E eu tinha bolsa de pesquisa,
então, isso me dava o conforto de não precisar cobrar deles o serviço,
é uma vila que quase não corre dinheiro.
Então, eles tinham a oportunidade de ter uma fotografia
que, para eles, era tão legal.
Também, começavam a aparecer imagens desgastadas pelo tempo,
que é muito triste, eles me mostravam que estavam perdendo.
Eu comecei também a trabalhar na recuperação dessas fotos
e devolver para a vila, essa memória que estava sendo perdida.
Até que, por fim, eu começo a entrar mais nas residências
e começo a me deparar com objetos super pessoais, a cara dos donos.
E olhava, e algumas vezes passava uma pessoa por trás do tecido,
eu ficava olhando.
E aquilo foi muito encantador e eu comecei a propor trocas.
Falei: "E se eu lhe desse uma cortina nova, você me dava essa cortina?"
"Mas está velha, meu filho". "Não, porque eu achei ela linda".
Daí, a gente começou a estabelecer trocas, lençóis, redes.
E eu comecei, na verdade, a transpor as pessoas todas no computador
para uma solarização.
E o meu corpo, eu usava como medida.
Na hora de um abraço, na hora de um contato eu via,
"o Seu Suzano bate bem aqui"
e eu anotava o tamanho dele e puxava o tamanho dele para o tamanho real.
E foram várias pessoas que eu escolhi.
E, por fim, eu comecei a reproduzir a pessoa sobre o seu objeto pessoal,
e em tamanho real.
A D. Benedita, quando se deparou, ela ficou em silêncio, olhando, e ela disse:
"Nossa, eu nunca imaginei que fosse tão parecida com a minha cortina".
Eu falei: "Ah..."
Era cheia de uma sabedoria incrível, ela foi direto no ponto.
E o Lucas, num lençolzinho de Pokémon, tão lindo, no meio da Amazônia.
Seu Poã, D. Alice.
Essa é uma exposição que eu realizei em Belém,
e que eu consegui, na verdade, dois microônibus
e levei praticamente a vila toda para celebrar comigo esse momento.
Foi um momento lindo em que a gente, principalmente,
a gente celebrou o nosso encontro, a nossa amizade,
o carinho que a gente construiu.
A Branca, linda, toda vestidinha, passou a noite toda do lado do paninho dela.
As pessoas olhavam para o pano,
ela olhava para o pano, olhava para a pessoa, assim...
Foi muito lindo.
E aqui está ao contrário, me perdoem,
mas essa exposição eu fiz na vila antes da exposição de Belém
para que eles pudessem ter contato, na verdade, com o trabalho,
pegavam os tecidos, riam, cheiravam, foi também um momento lindo.

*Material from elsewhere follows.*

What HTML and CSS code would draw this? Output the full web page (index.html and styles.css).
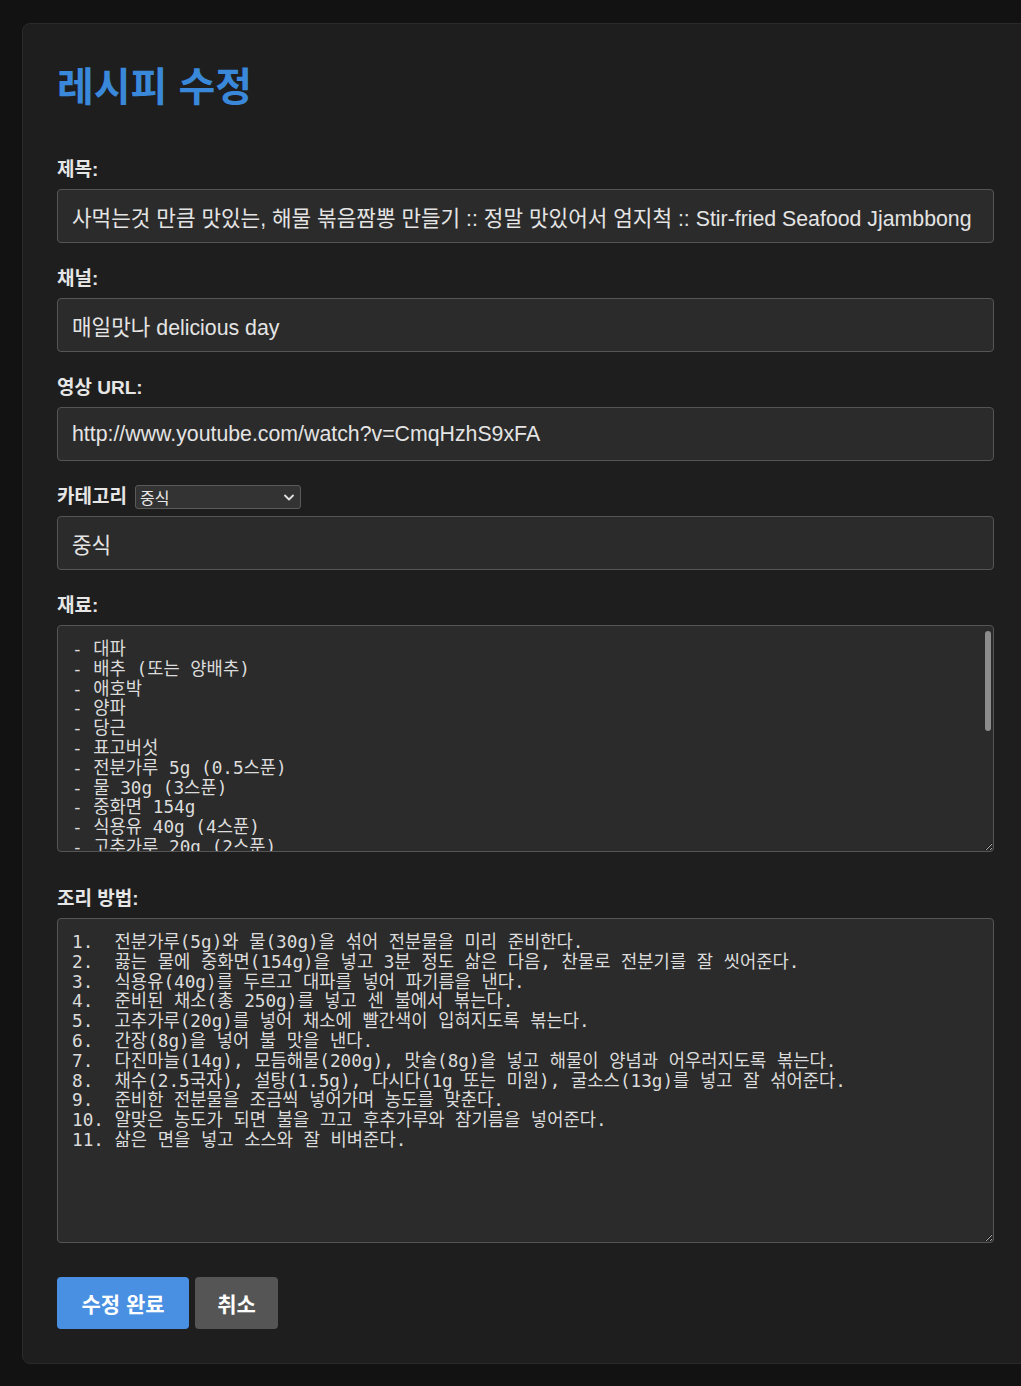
FILE: index.html
```html
<!DOCTYPE html>
<html lang="ko">
<head>
  <meta charset="UTF-8" />
  <meta name="viewport" content="width=device-width, initial-scale=1.0"/>
  <title>레시피 수정</title>
  <link rel="stylesheet" href="styles.css">
</head>
<body>

<div class="card">
  <h1>레시피 수정</h1>

  <form class="recipe-form" onsubmit="return false">
    <div class="field">
      <label for="title">제목:</label>
      <input type="text" id="title" value="사먹는것 만큼 맛있는, 해물 볶음짬뽕 만들기 :: 정말 맛있어서 엄지척 :: Stir-fried Seafood Jjambbong">
    </div>

    <div class="field">
      <label for="channel">채널:</label>
      <input type="text" id="channel" value="매일맛나 delicious day">
    </div>

    <div class="field">
      <label for="url">영상 URL:</label>
      <input type="text" id="url" value="http://www.youtube.com/watch?v=CmqHzhS9xFA">
    </div>

    <div class="field">
      <div class="category-row">
        <label for="categorySelect">카테고리</label>
        <div class="select-wrap">
          <select id="categorySelect">
            <option>한식</option>
            <option selected>중식</option>
            <option>일식</option>
            <option>양식</option>
          </select>
          <svg class="chevron" width="10" height="7" viewBox="0 0 10 7"><path d="M1 1.5 L5 5.5 L9 1.5" fill="none" stroke="#e0e0e0" stroke-width="1.8" stroke-linecap="round" stroke-linejoin="round"/></svg>
        </div>
      </div>
      <input type="text" id="category" value="중식">
    </div>

    <div class="field field-area">
      <label for="ingredients">재료:</label>
      <div class="area-wrap">
        <textarea id="ingredients" class="ingredients">- 대파
- 배추 (또는 양배추)
- 애호박
- 양파
- 당근
- 표고버섯
- 전분가루 5g (0.5스푼)
- 물 30g (3스푼)
- 중화면 154g
- 식용유 40g (4스푼)
- 고추가루 20g (2스푼)
- 간장 8g
- 다진마늘 14g
- 모듬해물 200g
- 맛술 8g
- 채수 2.5국자
- 설탕 1.5g
- 다시다 1g (또는 미원)
- 굴소스 13g
- 후추가루 약간
- 참기름 약간
- 소금 약간</textarea>
        <span class="scroll-thumb"></span>
      </div>
    </div>

    <div class="field field-steps">
      <label for="steps">조리 방법:</label>
      <textarea id="steps" class="steps">1.  전분가루(5g)와 물(30g)을 섞어 전분물을 미리 준비한다.
2.  끓는 물에 중화면(154g)을 넣고 3분 정도 삶은 다음, 찬물로 전분기를 잘 씻어준다.
3.  식용유(40g)를 두르고 대파를 넣어 파기름을 낸다.
4.  준비된 채소(총 250g)를 넣고 센 불에서 볶는다.
5.  고추가루(20g)를 넣어 채소에 빨간색이 입혀지도록 볶는다.
6.  간장(8g)을 넣어 불 맛을 낸다.
7.  다진마늘(14g), 모듬해물(200g), 맛술(8g)을 넣고 해물이 양념과 어우러지도록 볶는다.
8.  채수(2.5국자), 설탕(1.5g), 다시다(1g 또는 미원), 굴소스(13g)를 넣고 잘 섞어준다.
9.  준비한 전분물을 조금씩 넣어가며 농도를 맞춘다.
10. 알맞은 농도가 되면 불을 끄고 후추가루와 참기름을 넣어준다.
11. 삶은 면을 넣고 소스와 잘 비벼준다.</textarea>
    </div>

    <div class="actions">
      <button type="submit" class="btn-save">수정 완료</button>
      <button type="button" class="btn-cancel" onclick="history.back()">취소</button>
    </div>
  </form>
</div>

<script>
const select = document.getElementById("categorySelect");
select.addEventListener("change", () => {
  document.getElementById("category").value = select.value;
});
</script>

</body>
</html>
```

FILE: styles.css
```css
html {
  overflow: hidden;
}

body {
  margin: 0;
  padding: 23px 0 0 22px;
  background: #121212;
  color: #e0e0e0;
  font-family: "Liberation Sans", "Noto Sans CJK KR", sans-serif;
}

.card {
  width: 937px;
  padding: 34px 34px 34px 34px;
  background: #1e1e1e;
  border: 1px solid #2a2a2a;
  border-radius: 8px;
}

.card h1 {
  margin: 0 0 41px;
  font-size: 40px;
  line-height: 58px;
  font-weight: bold;
  color: #3a88da;
}

.field {
  margin-bottom: 23px;
}

.field-area {
  margin-bottom: 34px;
}

.field-steps {
  margin-bottom: 34px;
}

.field label {
  display: block;
  margin-bottom: 6px;
  font-size: 19px;
  line-height: 26px;
  font-weight: bold;
  color: #e6e6e6;
}

.field input,
.field textarea {
  display: block;
  box-sizing: border-box;
  width: 100%;
  background: #2b2b2b;
  color: #e4e4e4;
  border: 1px solid #555;
  border-radius: 4px;
  outline: none;
}

.field input {
  height: 54px;
  padding: 0 14px;
  font-family: "Liberation Sans", "Noto Sans CJK KR", sans-serif;
  font-size: 21.3px;
}

.field textarea {
  padding: 14px 14px;
  font-family: "DejaVu Sans Mono", "Noto Sans Mono CJK KR", "Noto Sans CJK KR", monospace;
  font-size: 17.7px;
  line-height: 19.8px;
  color: #dcdcdc;
  white-space: pre;
  overflow: hidden;
}

.area-wrap {
  position: relative;
}

.ingredients {
  height: 227px;
}

.steps {
  height: 325px;
}

.scroll-thumb {
  position: absolute;
  top: 6px;
  right: 3px;
  width: 6px;
  height: 100px;
  background: #8c8c8c;
  border-radius: 3px;
}

.category-row {
  display: flex;
  align-items: center;
  gap: 8px;
  margin-bottom: 6px;
  height: 26px;
}

.category-row label {
  display: inline;
  margin: 0;
}

.select-wrap {
  position: relative;
}

.select-wrap select {
  appearance: none;
  -webkit-appearance: none;
  display: block;
  width: 166px;
  height: 24px;
  padding: 0 20px 0 4px;
  background: #333;
  color: #e8e8e8;
  border: 1px solid #5a5a5a;
  border-radius: 3px;
  font-family: "Noto Sans CJK KR", sans-serif;
  font-size: 16px;
  line-height: 20px;
  outline: none;
}

.chevron {
  position: absolute;
  right: 7px;
  top: 9px;
  pointer-events: none;
}

.actions {
  display: flex;
  gap: 6px;
}

.actions button {
  height: 52px;
  border: none;
  border-radius: 4px;
  font-family: "Noto Sans CJK KR", sans-serif;
  font-size: 21px;
  font-weight: bold;
  color: #fff;
  cursor: pointer;
}

.btn-save {
  width: 132px;
  background: #4a90e2;
}

.btn-cancel {
  width: 83px;
  background: #555;
  color: #eee;
}
```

as senhoras fizeram sucos de frutas da vila, e a gente celebrou.
Como alguns estavam pescando, outros estavam na roça,
eu pedi que eles levassem os tecidos para as casas.

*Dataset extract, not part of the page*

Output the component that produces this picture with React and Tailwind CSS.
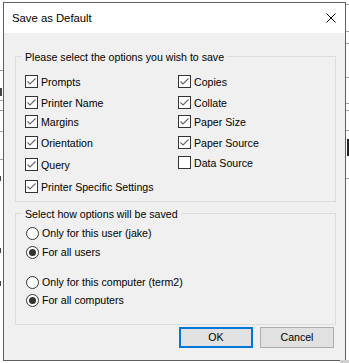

Falei: "Vamos agora, deixar os tecidos nas casas de vocês,
quem quiser ir ver, vai passando de casa em casa para ver".
E aí, eu fui passando pelas casas...
A Branca aí de novo, com o tecido dela, que bonitinho.
E aí, eu acabei passando pelas casas
e sai fotografando os tecidos nas residências.
E era lindo, porque a toalha de mesa não era mais uma toalha de mesa.
O lençol não era mais um lençol.
Havia acontecido alguma operação mágica ali
que lançava aquele objeto para uma outra dimensão.
Esses tecidos, eles são peças únicas, nunca foram vendidos.
Eles circulam...
Eu estou muito feliz, eles têm circulado bastante pelo mundo.
E eu espero que um dia, eu acho que alguma instituição,
algum museu, vai, por fim, protegê-los.
Guardá-los melhor do que eu.
Mas, essas fotos aqui, que vocês estão vendo,
que é o registro do tecido nas casas,
essas sim a gente comercializa.
Agora também, por sorte,
alguns museus e colecionadores estão se interessando muito pelas imagens,
e o dinheiro é repartido, parte vai para a execução da foto,
e parte vai para a vila,
que tem a liberdade de decidir a melhor maneira de utilizar,
de aplicar esse dinheiro.
Eu queria, principalmente, aqui, colocar para vocês
que eu acho que a máquina fotográfica
provavelmente ela vai continuar me acompanhando,
quem sabe, até o fim da minha vida.
E, a despeito do senso comum,
que fala que "uma imagem vale mais do que 1.000 palavras",
eu não vejo outra maneira de apresentar Nazaré do Mocajuba,
se não contando uma história.
E, numa tentativa de...
Desculpe...
... de aproximar vocês um pouquinho que seja
do encantamento, da emoção, que eu vivi.